Tino Lisella, a securities litigation and enforcement lawyer in the West Palm Beach, Florida, office of Carlton Fields, said FINRA does appear to house a lot of different types of authority under one roof. That could give rise at least to perceptions of a conflict of interest.

"If you end up at a FINRA enforcement proceeding, you are now in front of a hearing officer who is hired by FINRA and paid by FINRA," Lisella said. "Yes, they are independent. But they are still employees of FINRA. And the first level of appeal is to the [National Adjudicatory Council], which is also a body within FINRA."

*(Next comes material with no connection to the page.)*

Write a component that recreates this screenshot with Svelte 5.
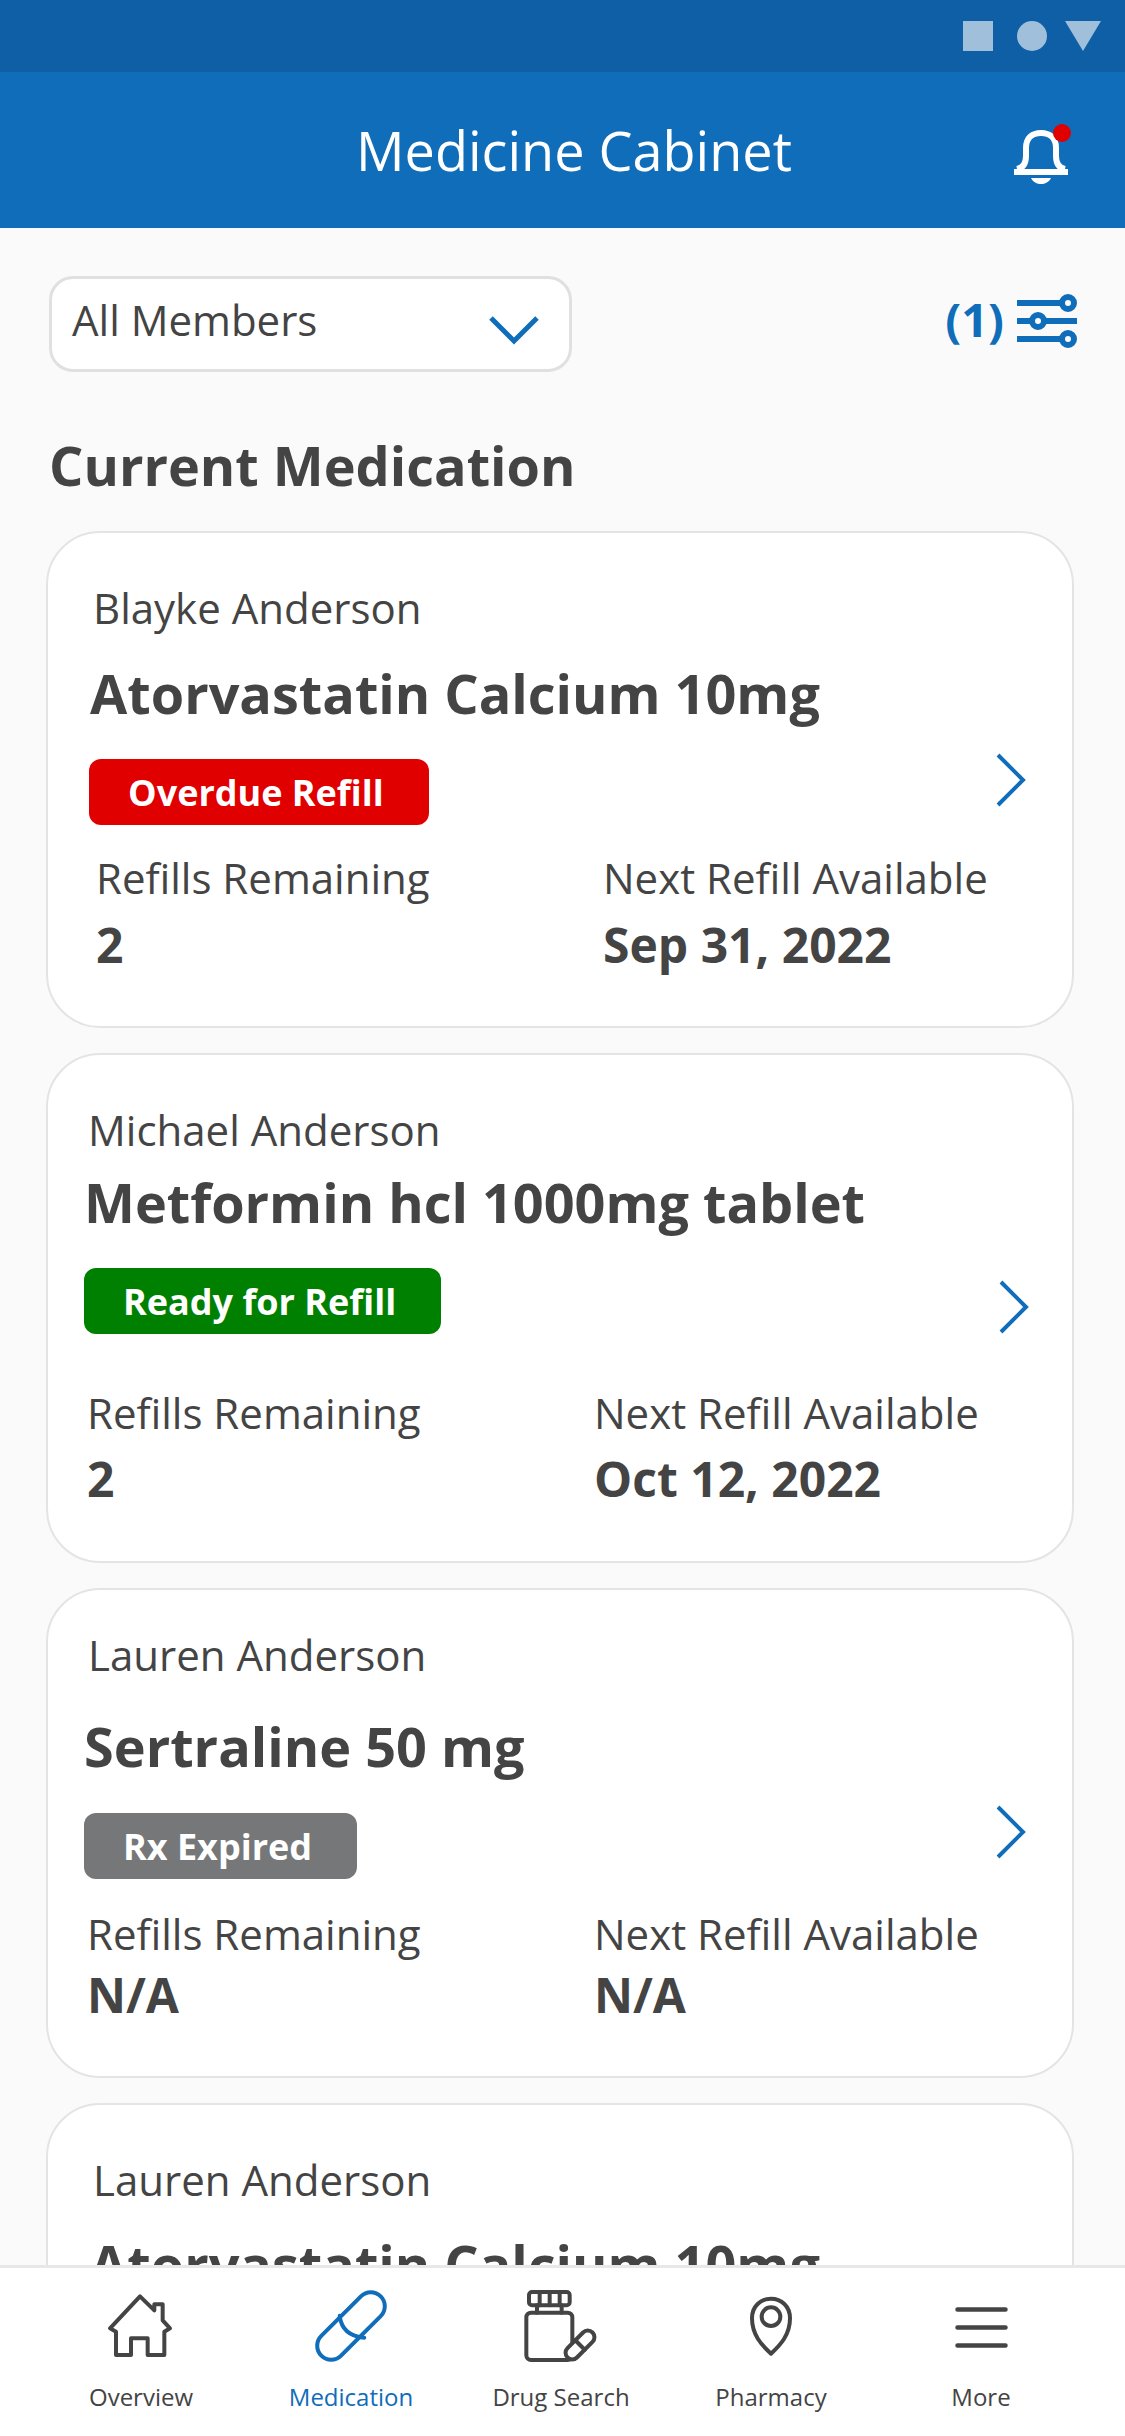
<script>
  const meds = [
    { cls: 'c1', name: 'Blayke Anderson', drug: 'Atorvastatin Calcium 10mg', badge: 'Overdue Refill', tone: 'red', refills: '2', next: 'Sep 31, 2022' },
    { cls: 'c2', name: 'Michael Anderson', drug: 'Metformin hcl 1000mg tablet', badge: 'Ready for Refill', tone: 'green', refills: '2', next: 'Oct 12, 2022' },
    { cls: 'c3', name: 'Lauren Anderson', drug: 'Sertraline 50 mg', badge: 'Rx Expired', tone: 'gray', refills: 'N/A', next: 'N/A' },
    // last card runs under the tab bar, only its top shows
    { cls: 'c4', name: 'Lauren Anderson', drug: 'Atorvastatin Calcium 10mg' }
  ];
</script>

<div class="screen">
  <div class="status">
    <svg width="138" height="30" viewBox="0 0 138 30">
      <rect x="0" y="0" width="30" height="30" />
      <circle cx="69" cy="15" r="15" />
      <path d="M102 0 H138 L120 30 Z" />
    </svg>
  </div>

  <header class="header">
    <h1>Medicine Cabinet</h1>
    <svg class="bell" width="60" height="62" viewBox="0 0 60 62">
      <path class="bell-line" d="M5 45 C10 44 14 40 14 32 V24 C14 14 20 9 29 9 C38 9 44 14 44 24 V32 C44 40 48 44 53 45" />
      <path class="bell-line" d="M2 48 H56" />
      <path class="bell-fill" d="M19 54 H39 C37 58 33 60 29 60 C25 60 21 58 19 54 Z" />
      <circle class="bell-dot" cx="50" cy="9" r="9" />
    </svg>
  </header>

  <main class="content">
    <div class="toolbar">
      <div class="select">
        <span>All Members</span>
        <svg width="50" height="30" viewBox="0 0 50 30">
          <path d="M2 3 L25 26 L48 3" />
        </svg>
      </div>
      <div class="filter">
        <span>(1)</span>
        <svg width="70" height="66" viewBox="0 0 70 66">
          <path d="M5 15 H50 M5 33 H65 M5 51 H50" />
          <circle cx="56" cy="15" r="6" />
          <circle cx="26" cy="33" r="6" />
          <circle cx="56" cy="51" r="6" />
        </svg>
      </div>
    </div>

    <h2>Current Medication</h2>

    {#each meds as med}
      <section class="card {med.cls}">
        <div class="name">{med.name}</div>
        <div class="drug">{med.drug}</div>
        {#if med.badge}
          <div class="status-row">
            <span class="badge {med.tone}">{med.badge}</span>
            <svg class="chevron" width="32" height="54" viewBox="0 0 32 54">
              <path d="M3 2 L28 27 L3 52" />
            </svg>
          </div>
          <div class="facts">
            <div>
              <div class="label">Refills Remaining</div>
              <div class="value">{med.refills}</div>
            </div>
            <div>
              <div class="label">Next Refill Available</div>
              <div class="value">{med.next}</div>
            </div>
          </div>
        {/if}
      </section>
    {/each}
  </main>

  <nav class="tabs">
    <div class="tab">
      <div class="tab-icon">
        <svg width="70" height="70" viewBox="80 30 210 210">
          <path d="M182 46 L225 88 V70 H250 V118 L272 142 L255 152 V222 H205 V172 H155 V222 H110 V152 L92 142 Z" />
        </svg>
      </div>
      <span>Overview</span>
    </div>
    <div class="tab active">
      <div class="tab-icon">
        <svg width="76" height="76" viewBox="698 29 228 228">
          <rect x="686" y="101" width="252" height="84" rx="42" transform="rotate(-45 812 143)" />
          <path d="M778 112 Q785 172 852 178" />
        </svg>
      </div>
      <span>Medication</span>
    </div>
    <div class="tab">
      <div class="tab-icon">
        <svg width="76" height="76" viewBox="100 30 228 228">
          <rect x="118" y="42" width="122" height="40" rx="9" />
          <path d="M150 42 V82 M180 42 V82 M210 42 V82 M142 82 V104 M216 82 V104" />
          <rect x="110" y="104" width="138" height="142" rx="14" />
          <g transform="rotate(-45 271 201)">
            <rect class="pill" x="218" y="181" width="106" height="40" rx="20" />
            <path d="M271 181 V221" />
          </g>
        </svg>
      </div>
      <span>Drug Search</span>
    </div>
    <div class="tab">
      <div class="tab-icon">
        <svg width="46" height="62" viewBox="774 50 138 186">
          <path d="M843 226 C815 200 786 170 786 120 C786 84 812 61 843 61 C874 61 900 84 900 120 C900 170 871 200 843 226 Z" />
          <circle cx="843" cy="115" r="28" />
        </svg>
      </div>
      <span>Pharmacy</span>
    </div>
    <div class="tab">
      <div class="tab-icon menu">
        <svg width="53" height="46" viewBox="0 0 53 46">
          <path d="M2.5 4.5 H50.5 M2.5 22.5 H50.5 M2.5 40.5 H50.5" />
        </svg>
      </div>
      <span>More</span>
    </div>
  </nav>
</div>

<style>
  :global(body) {
    margin: 0;
    background: #fafafa;
  }

  .screen {
    height: 2436px;
    display: flex;
    flex-direction: column;
    overflow: hidden;
    font-family: "Open Sans", "Noto Sans", sans-serif;
    color: #444;
    background: #fafafa;
  }

  .status {
    height: 72px;
    flex: none;
    background: #0f5fa6;
    display: flex;
    justify-content: flex-end;
    box-sizing: border-box;
    padding: 21px 24px 0 0;
  }
  .status svg {
    fill: #9fbfdb;
  }

  .header {
    height: 156px;
    flex: none;
    background: #106db9;
    display: flex;
    justify-content: space-between;
    align-items: center;
    box-sizing: border-box;
    padding: 0 53px 0 356px;
  }
  .header h1 {
    margin: 0;
    font-size: 54px;
    font-weight: 400;
    line-height: 70px;
    color: #fff;
  }
  .bell {
    margin-top: 10px;
  }
  .bell-line {
    fill: none;
    stroke: #fff;
    stroke-width: 6;
  }
  .bell-fill {
    fill: #fff;
  }
  .bell-dot {
    fill: #e10000;
  }

  .content {
    flex: 1;
    min-height: 0;
    overflow: hidden;
  }

  .toolbar {
    display: flex;
    justify-content: space-between;
    align-items: center;
    padding: 48px 43px 0 49px;
  }
  .select {
    width: 523px;
    height: 96px;
    box-sizing: border-box;
    border: 3px solid #e0e0e0;
    border-radius: 24px;
    background: #fff;
    display: flex;
    justify-content: space-between;
    align-items: center;
    padding: 0 30px 0 20px;
    font-size: 42px;
    line-height: 60px;
  }
  .select span {
    margin-bottom: 8px;
  }
  .select svg {
    margin-top: 12px;
  }
  .select path {
    fill: none;
    stroke: #106db9;
    stroke-width: 5;
  }
  .filter {
    display: flex;
    align-items: center;
    gap: 8px;
    margin-bottom: 6px;
    color: #106db9;
    font-size: 47px;
    font-weight: 700;
    line-height: 60px;
  }
  .filter span {
    margin-bottom: 4px;
  }
  .filter path {
    fill: none;
    stroke: #106db9;
    stroke-width: 6;
  }
  .filter circle {
    fill: #fafafa;
    stroke: #106db9;
    stroke-width: 6;
  }

  h2 {
    margin: 58px 0 31px 49px;
    font-size: 54px;
    font-weight: 700;
    line-height: 70px;
  }

  .card {
    margin: 0 51px 25px 46px;
    box-sizing: border-box;
    border: 2px solid #e4e4e4;
    border-radius: 54px;
    background: #fff;
    padding: var(--pad-top) 0 var(--pad-bottom) var(--pad-left);
  }
  .c1 {
    --pad-top: 45px; --pad-bottom: 51px; --pad-left: 41px;
    --name-x: 4px; --drug-x: 1px; --fact-x: 7px;
    --drug-top: 20px; --badge-top: 31px; --badge-h: 66px;
    --chev-top: -6px; --chev-x: 0px; --label-top: 23px; --value-top: 7px;
  }
  .c2 {
    --pad-top: 45px; --pad-bottom: 52px; --pad-left: 36px;
    --name-x: 4px; --drug-x: 0px; --fact-x: 3px;
    --drug-top: 7px; --badge-top: 31px; --badge-h: 66px;
    --chev-top: 12px; --chev-x: -3px; --label-top: 49px; --value-top: 6px;
  }
  .c3 {
    --pad-top: 35px; --pad-bottom: 51px; --pad-left: 36px;
    --name-x: 4px; --drug-x: 0px; --fact-x: 3px;
    --drug-top: 26px; --badge-top: 32px; --badge-h: 66px;
    --chev-top: -8px; --chev-x: 0px; --label-top: 25px; --value-top: 1px;
  }
  .c4 {
    --pad-top: 45px; --pad-bottom: 80px; --pad-left: 41px;
    --name-x: 4px; --drug-x: 1px;
    --drug-top: 19px;
  }

  .name {
    margin-left: var(--name-x);
    font-size: 42px;
    line-height: 60px;
  }
  .drug {
    margin: var(--drug-top) 0 0 var(--drug-x);
    font-size: 54px;
    font-weight: 700;
    line-height: 70px;
  }

  .status-row {
    display: flex;
    justify-content: space-between;
    align-items: flex-start;
    margin-top: var(--badge-top);
    padding-right: 45px;
  }
  .badge {
    height: var(--badge-h);
    display: inline-flex;
    align-items: center;
    padding: 0 45px 0 39px;
    border-radius: 12px;
    color: #fff;
    font-size: 36px;
    font-weight: 700;
  }
  .red { background: #e10000; }
  .green { background: #008000; }
  .gray { background: #767779; }
  .chevron {
    margin: var(--chev-top) var(--chev-x) 0 0;
  }
  .chevron path {
    fill: none;
    stroke: #106db9;
    stroke-width: 4;
  }

  .facts {
    display: grid;
    grid-template-columns: 507px 1fr;
    margin: var(--label-top) 0 0 var(--fact-x);
  }
  .label {
    font-size: 42px;
    line-height: 60px;
  }
  .value {
    margin-top: var(--value-top);
    font-size: 48px;
    font-weight: 700;
    line-height: 60px;
  }

  .tabs {
    flex: none;
    height: 171px;
    box-sizing: border-box;
    border-top: 3px solid #e8e8e8;
    background: #fff;
    display: grid;
    grid-template-columns: repeat(5, 210px);
    padding: 20px 0 0 36px;
  }
  .tab {
    display: flex;
    flex-direction: column;
    align-items: center;
    font-size: 24px;
    line-height: 34px;
  }
  .tab-icon {
    height: 76px;
    display: flex;
    align-items: center;
    margin-bottom: 16px;
  }
  .tab-icon.menu svg {
    margin-top: 3px;
    stroke-width: 4.5;
  }
  .tab svg {
    fill: none;
    stroke: #444;
    stroke-width: 12;
    stroke-linejoin: round;
    stroke-linecap: round;
  }
  .tab .pill {
    fill: #fff;
  }
  .tab.active {
    color: #106db9;
  }
  .tab.active svg {
    stroke: #106db9;
  }
</style>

Lisella said it's of course hard to predict what the D.C. appeals court will do. If it does rule against FINRA, it may do so in a way that simply insists its hearing officers be subject to federal appointment. Or it could require more enforcement responsibilities to be handed directly by the SEC.

"Whether this results in a substantial defanging of FINRA really depends on to what extent the court is willing to pull the plug on all this," Lisella said.

Benjamin Edwards, a professor of law at the William S. Lloyd School of Law at University of Nevada-Las Vegas, said he hopes the court moves cautiously with whatever decision it hands down. Constitutional or not, he said, FINRA and other self-regulatory organizations like stock exchanges play a crucial role in maintaining the orderly function of capital markets. 

Simply abolishing them or even greatly rolling back their authority would raise the risk of a "judicially created financial crisis," Edwards said.

Edwards predicted in a paper from 2022 that increasing skepticism toward federal regulators would most likely result in lawsuits challenging the constitutionality of self-regulatory organizations. So far, he said, courts have generally shown restraint in their willingness to roll back regulatory powers.

"They have not been throwing agencies out wholesale," Edwards said. "They have been pushing for changes in how particular enforcement actions are done. My hope is that if they do anything here, that they do it narrowly and carefully."